Geography
- Location: 1433 Ringwood Ave, Haskell, New Jersey, United States
- Coordinates: 41°00′51″N 74°17′54″W﻿ / ﻿41.014260°N 74.298436°W

Organization
- Type: For-profit

Links
- Website: www.wanaquerehab.com

= North Jersey Pediatric and Adult Nursing and Wellness Center =

The Phoenix Center for Rehabilitation and Pediatrics is a long-term care center and nursing home in Haskell, New Jersey. It is a for-profit center that provides treatment to children who are medically fragile or are receiving palliative care. As of October 2018, it had 92 pediatric long-term care beds and 135 for elderly residents, also operating as a long-term nursing home and a rehabilitation center. In July 2019, it was sold and renamed the North Jersey Pediatric and Adult Nursing and Wellness Center.

In late 2018, a severe adenovirus outbreak at the facility received international attention. Ultimately, 11 children died and 36 residents and one staff member were diagnosed in "one of the nation's deadliest long-term-care outbreaks."

==History==
In 2014 it was purchased by Eugene Ehrenfeld and Daniel Bruckstein of Continuum Healthcare LLC. In December 2018, Eugene Ehrenfeld and David Bruckstein continued to own the facility. Wanaque Center, in July 2019, was renamed the North Jersey Pediatric and Adult Nursing and Wellness Center. It had been sold to new owners and was awaiting approval from the state for the transfer of its license.

===2018 adenovirus outbreak===
Main topic: 2018 United States adenovirus outbreak
The 2018 United States adenovirus outbreak began at the Wanaque Center for Nursing and Rehabilitation.

The head of the New Jersey Department of Health was notified on October 19, when five children had died.

A hearing was held by the state Senate Health Committee on the Wanaque outbreak on December 3, 2018. Wanaque Center failed to send a representative, saying that it was protecting patient privacy and that the hearing was not the appropriate place to discuss the outbreak. Senator Richard Codey suggested that the Senate subpoena the Wanaque Center owners to attend if they refused in the future. At the hearing, the NJ health department head announced that state health policy had been changed as a result of the outbreak, requiring the health commissioner to be notified immediately when outbreaks result in the deaths of children.

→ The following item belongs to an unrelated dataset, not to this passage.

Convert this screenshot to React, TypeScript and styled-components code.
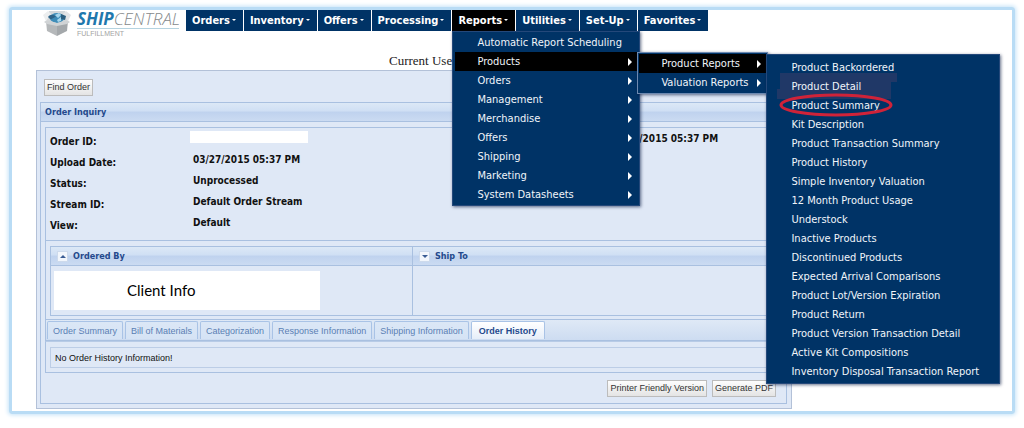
import React from "react";
import styled, { createGlobalStyle, css } from "styled-components";

const UI_FONT = `"DejaVu Sans Condensed", "DejaVu Sans", Verdana, sans-serif`;
const BUTTON_FONT = `"Liberation Sans", Arial, sans-serif`;
const NAVY = "#003366";
const LINE = "#a9c0e0";
const TITLE = "#24498c";

const GlobalStyle = createGlobalStyle`
  *, *::before, *::after { box-sizing: border-box; }
  body { margin: 0; background: #fff; font-family: ${UI_FONT}; color: #111; }
  ul, dl, dd, dt, h2, p { margin: 0; padding: 0; }
  ul { list-style: none; }
  button { font: inherit; color: inherit; }
`;

const Frame = styled.div`
  margin: 7px 9px 13px;
  padding-bottom: 2px;
  border: 3px solid #b9dcf5;
  border-radius: 3px;
  box-shadow: 0 0 4px 1px #c4e3f8;
`;

const Header = styled.header`
  display: flex;
  align-items: flex-start;
  padding-left: 31px;
  height: 42px;
`;

const Logo = styled.a`
  display: flex;
  gap: 6px;
  width: 143px;
  flex: none;
  color: inherit;
  text-decoration: none;
`;

const LogoWords = styled.span`
  display: flex;
  flex-direction: column;
  width: 102px;
`;

const LogoName = styled.span`
  border-bottom: 1px solid #b5d3e0;
  font: italic 300 17px/18px "Open Sans", "Noto Sans", sans-serif;
  color: #85898c;
  white-space: nowrap;

  b {
    font-weight: 700;
    color: #1f78ad;
  }
`;

const LogoTag = styled.span`
  padding-top: 1px;
  font: 7px/8px "Liberation Sans", Arial, sans-serif;
  color: #a3a3a3;
`;

const NavList = styled.ul`
  display: flex;
  gap: 1px;
`;

const NavItem = styled.li`
  position: relative;
`;

const NavLink = styled.a<{ $open?: boolean }>`
  display: flex;
  align-items: center;
  gap: 2px;
  height: 21px;
  padding: 0 7px 1px 6px;
  background: ${(p) => (p.$open ? "#000" : NAVY)};
  color: #fff;
  font-size: 11px;
  font-weight: 700;
  text-decoration: none;
  white-space: nowrap;

  &::after {
    content: "";
    border: 2px solid transparent;
    border-top-color: #fff;
    border-bottom: 0;
  }
`;

const Menu = styled.ul`
  position: absolute;
  z-index: 2;
  padding: 2px;
  background: ${NAVY};
  border: 1px solid #24487a;
  box-shadow: 1px 1px 3px rgba(0, 20, 60, 0.6);
`;

const ReportsMenu = styled(Menu)`
  top: 21px;
  left: 0;
  width: 188px;
  padding: 1px 2px;
`;

const ProductsMenu = styled(Menu)`
  top: 0;
  left: 182px;
  width: 131px;
  padding: 1px;
  border-color: #6d89b0;
`;

const ProductReportsMenu = styled(Menu)`
  top: 0;
  left: 127px;
  width: 234px;
  padding: 3px 2px 2px;
`;

const MenuItem = styled.li`
  position: relative;
`;

const MenuLink = styled.a<{ $open?: boolean }>`
  position: relative;
  z-index: 1;
  display: flex;
  align-items: center;
  justify-content: space-between;
  height: 19px;
  padding: 0 5px 0 22px;
  color: #f1f5fa;
  font-size: 11px;
  text-decoration: none;
  white-space: nowrap;
  ${(p) => p.$open && css`background: #000;`}
`;

const Arrow = styled.span`
  border: 4px solid transparent;
  border-left: 4px solid #fff;
  border-right: 0;
`;

const Mark = styled.svg`
  position: absolute;
  top: -6px;
  left: 6px;
  width: 126px;
  height: 30px;
  z-index: 1;
  pointer-events: none;
`;

const PatchMark = styled(Mark)`
  z-index: 0;
`;

const CurrentUser = styled.p`
  padding-left: 377px;
  height: 18px;
  font: 13px/18px "Liberation Serif", "Times New Roman", serif;
  color: #222;
`;

const Page = styled.main`
  width: 756px;
  max-width: calc(100% - 24px);
  margin-left: 24px;
  padding: 8px 4px 4px 3px;
  background: #dfe8f6;
  border: 1px solid #b3c1d8;
`;

const ActionButton = styled.button`
  height: 17px;
  padding: 0 2px;
  background: linear-gradient(#fdfdfd, #e4e4e4);
  border: 1px solid #bcbcbc;
  font: 9px/15px ${BUTTON_FONT};
  color: #333;
  white-space: nowrap;
`;

const FindBar = styled.div`
  display: flex;
  height: 23px;
  padding-left: 4px;
`;

const Inquiry = styled.section`
  border: 1px solid ${LINE};
`;

const barFill = css`
  background: linear-gradient(#dce8f6 0%, #cfdff4 45%, #bfd2ee 50%, #cbdbf2 100%);
  border-bottom: 1px solid ${LINE};
  color: ${TITLE};
  font-weight: 700;
`;

const InquiryTitle = styled.h2`
  ${barFill}
  height: 19px;
  padding-left: 4px;
  font-size: 9px;
  line-height: 18px;
`;

const InquiryBody = styled.div`
  padding: 5px 4px 0;
`;

const Facts = styled.div`
  display: grid;
  grid-template-columns: 561px 1fr;
  height: 114px;
  padding: 3px 0 0 4px;
  border: 1px solid ${LINE};
  font-size: 10px;
  font-weight: 700;
`;

const FactList = styled.dl`
  display: grid;
  grid-template-columns: 143px 1fr;
  grid-auto-rows: 21px;
`;

const FactName = styled.dt`
  padding-top: 3px;
  line-height: 15px;
`;

const FactValue = styled.dd`
  line-height: 15px;
`;

const Redacted = styled.span`
  display: block;
  width: 118px;
  height: 12px;
  margin-left: -3px;
  background: #fff;
`;

const Parties = styled.div`
  display: grid;
  grid-template-columns: 363px 1fr;
  height: 79px;
  padding: 5px 4px 3px;
  border: 1px solid ${LINE};
  border-top: 0;
`;

const Party = styled.section`
  border: 1px solid ${LINE};
  & + & { border-left: 0; }
`;

const PartyTitle = styled.h2`
  ${barFill}
  display: flex;
  align-items: center;
  gap: 5px;
  height: 19px;
  padding-left: 6px;
  font-size: 9px;
`;

const Toggle = styled.button<{ $up?: boolean }>`
  display: flex;
  align-items: center;
  justify-content: center;
  width: 11px;
  height: 11px;
  padding: 0;
  background: #f2f6fc;
  border: 1px solid #cddaec;

  &::after {
    content: "";
    border: 3px solid transparent;
    ${(p) =>
      p.$up
        ? "border-top: 0; border-bottom-color: #3a5c94;"
        : "border-bottom: 0; border-top-color: #3a5c94;"}
  }
`;

const ClientInfo = styled.p`
  width: 266px;
  height: 39px;
  margin: 5px 3px;
  padding-left: 73px;
  background: #fff;
  font: 15px/38px Lato, sans-serif;
  color: #000;
`;

const TabStrip = styled.div`
  display: flex;
  align-items: flex-end;
  gap: 2px;
  height: 21px;
  padding: 1px 1px 1px;
  border: 1px solid ${LINE};
  border-top: 0;
  background: linear-gradient(#dfe9f6, #cddcf1);
`;

const Tab = styled.button<{ $active?: boolean }>`
  height: 18px;
  padding: 0 ${(p) => (p.$active ? "7px" : "5px")};
  border: 1px solid #a9c3e6;
  border-bottom: 0;
  border-radius: 2px 2px 0 0;
  background: ${(p) => (p.$active ? "linear-gradient(#ffffff, #e6eef9)" : "linear-gradient(#dbe7f6, #d5e3f5)")};
  color: ${(p) => (p.$active ? TITLE : "#5a80b4")};
  font: 9px ${BUTTON_FONT};
  font-weight: ${(p) => (p.$active ? 700 : 400)};
  white-space: nowrap;
`;

const TabPanel = styled.div`
  padding: 5px 4px 4px;
  border: 1px solid ${LINE};
  border-top-color: #b8cbe6;
`;

const Notice = styled.p`
  height: 21px;
  padding-left: 4px;
  border: 1px solid #bccde6;
  font: 9px/20px ${BUTTON_FONT};
`;

const Actions = styled.div`
  display: flex;
  justify-content: flex-end;
  gap: 5px;
  padding: 7px 10px 6px;
`;

const reportGroups = [
  "Orders", "Management", "Merchandise", "Offers", "Shipping", "Marketing", "System Datasheets",
];

const productReports = [
  "Product Backordered", "Product Detail", "Product Summary", "Kit Description",
  "Product Transaction Summary", "Product History", "Simple Inventory Valuation",
  "12 Month Product Usage", "Understock", "Inactive Products", "Discontinued Products",
  "Expected Arrival Comparisons", "Product Lot/Version Expiration", "Product Return",
  "Product Version Transaction Detail", "Active Kit Compositions",
  "Inventory Disposal Transaction Report",
];

const tabs = [
  "Order Summary", "Bill of Materials", "Categorization", "Response Information",
  "Shipping Information", "Order History",
];

const facts: [string, React.ReactNode][] = [
  ["Order ID:", <Redacted key="id" />],
  ["Upload Date:", "03/27/2015 05:37 PM"],
  ["Status:", "Unprocessed"],
  ["Stream ID:", "Default Order Stream"],
  ["View:", "Default"],
];

function BoxIcon() {
  return (
    <svg width="28" height="27" viewBox="0 0 28 27" aria-hidden="true">
      <path d="M3 10 L6 1 L22 1 L25 10 L14 14Z" fill="#d3d8db" />
      <path d="M3 11 L0 5 L5 1 L8 4Z" fill="#eceeef" />
      <path d="M25 11 L28 5 L23 1 L20 4Z" fill="#e2e4e6" />
      <ellipse cx="14" cy="8" rx="7" ry="5" fill="#3f8db8" />
      <path d="M5 7 C7 4 11 4 13 7 C11 7 9 10 7 9Z" fill="#2f6488" />
      <path d="M12 5 L16 3 L18 5 L15 8Z M14 10 L18 7 L18 11 L15 12Z" fill="#a8d6ec" />
      <path d="M18 4 L23 6 L22 10 L18 9Z" fill="#2b5f80" />
      <path d="M3 11 L14 14 L14 26 L4 21Z" fill="#b5b8ba" />
      <path d="M25 11 L14 14 L14 26 L24 21Z" fill="#a4a8ab" />
      <path d="M1 12 L4 10 L14 13 L24 10 L27 12 L24 14 L14 16 L4 14Z" fill="#d0d3d5" />
    </svg>
  );
}

function ProductReportList() {
  return (
    <ProductReportsMenu>
      {productReports.map((name) => (
        <MenuItem key={name}>
          {name === "Product Detail" && (
            <PatchMark viewBox="0 0 126 30" aria-hidden="true">
              <path d="M5 2 H122 V11 H116 V28 H2 V18 H5Z" fill="#203867" />
            </PatchMark>
          )}
          <MenuLink href="#">{name}</MenuLink>
          {name === "Product Summary" && (
            <Mark viewBox="0 0 126 30" aria-hidden="true">
              <ellipse cx="61" cy="15" rx="55" ry="10" fill="none" stroke="#cf2339" strokeWidth="3" />
            </Mark>
          )}
        </MenuItem>
      ))}
    </ProductReportsMenu>
  );
}

function ReportsDropdown() {
  return (
    <ReportsMenu>
      <MenuItem>
        <MenuLink href="#">Automatic Report Scheduling</MenuLink>
      </MenuItem>
      <MenuItem>
        <MenuLink href="#" $open>Products<Arrow /></MenuLink>
        <ProductsMenu>
          <MenuItem>
            <MenuLink href="#" $open>Product Reports<Arrow /></MenuLink>
            <ProductReportList />
          </MenuItem>
          <MenuItem>
            <MenuLink href="#">Valuation Reports<Arrow /></MenuLink>
          </MenuItem>
        </ProductsMenu>
      </MenuItem>
      {reportGroups.map((name) => (
        <MenuItem key={name}>
          <MenuLink href="#">{name}<Arrow /></MenuLink>
        </MenuItem>
      ))}
    </ReportsMenu>
  );
}

export default function App() {
  return (
    <>
      <GlobalStyle />
      <Frame>
        <Header>
          <Logo href="#">
            <BoxIcon />
            <LogoWords>
              <LogoName><b>SHIP</b>CENTRAL</LogoName>
              <LogoTag>FULFILLMENT</LogoTag>
            </LogoWords>
          </Logo>
          <nav>
            <NavList>
              {["Orders", "Inventory", "Offers", "Processing", "Reports", "Utilities", "Set-Up", "Favorites"].map((name) => (
                <NavItem key={name}>
                  <NavLink href="#" $open={name === "Reports"}>{name}</NavLink>
                  {name === "Reports" && <ReportsDropdown />}
                </NavItem>
              ))}
            </NavList>
          </nav>
        </Header>
        <CurrentUser>Current User</CurrentUser>
        <Page>
          <FindBar>
            <ActionButton type="button">Find Order</ActionButton>
          </FindBar>
          <Inquiry>
            <InquiryTitle>Order Inquiry</InquiryTitle>
            <InquiryBody>
              <Facts>
                <FactList>
                  {facts.map(([name, value]) => (
                    <React.Fragment key={name}>
                      <FactName>{name}</FactName>
                      <FactValue>{value}</FactValue>
                    </React.Fragment>
                  ))}
                </FactList>
                <FactValue as="span">03/27/2015 05:37 PM</FactValue>
              </Facts>
              <Parties>
                <Party>
                  <PartyTitle><Toggle type="button" aria-label="Collapse Ordered By" $up />Ordered By</PartyTitle>
                  <ClientInfo>Client Info</ClientInfo>
                </Party>
                <Party>
                  <PartyTitle><Toggle type="button" aria-label="Expand Ship To" />Ship To</PartyTitle>
                </Party>
              </Parties>
              <TabStrip role="tablist">
                {tabs.map((name) => (
                  <Tab key={name} type="button" role="tab" aria-selected={name === "Order History"} $active={name === "Order History"}>
                    {name}
                  </Tab>
                ))}
              </TabStrip>
              <TabPanel role="tabpanel">
                <Notice>No Order History Information!</Notice>
              </TabPanel>
            </InquiryBody>
            <Actions>
              <ActionButton type="button">Printer Friendly Version</ActionButton>
              <ActionButton type="button">Generate PDF</ActionButton>
            </Actions>
          </Inquiry>
        </Page>
      </Frame>
    </>
  );
}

=== 2019 investigations and bill ===

On March 2, 2019, Wanaque Center was fined $600,000 by the federal government based on state and federal inspections. Wanaque Center attorneys said they would contest the findings. On March 29, 2019, it was reported that the center could resume admitting pediatric ventilator patients after the state ban lifted. At the time, Senator Codey was calling for a criminal probe into the center, arguing the facility should not be operating.

In spring 2019, another respiratory virus outbreak, hMPV, infected three staff members and three patients at Wanaque. Wanaque followed new protocols, with no deaths.

In direct response to the Wanaque outbreak, on June 6, 2019, a New Jersey health department report called for a new law requiring long-term care facilities to develop disease outbreak plans. A new bill based on the report was signed by the governor in August 2019, after passing both houses of state legislature late June 2019. At the time the bill was signed, Wanague remained under state and federal investigation for how it handled the outbreak.

==Facility==
By February 28, 2019, the center still had 92 beds for children and 135 for elderly residents. In June 2019, it was one of 11 New Jersey nursing homes flagged by federal inspectors for persistently unsafe conditions by the Centers for Medicare & Medicaid Services.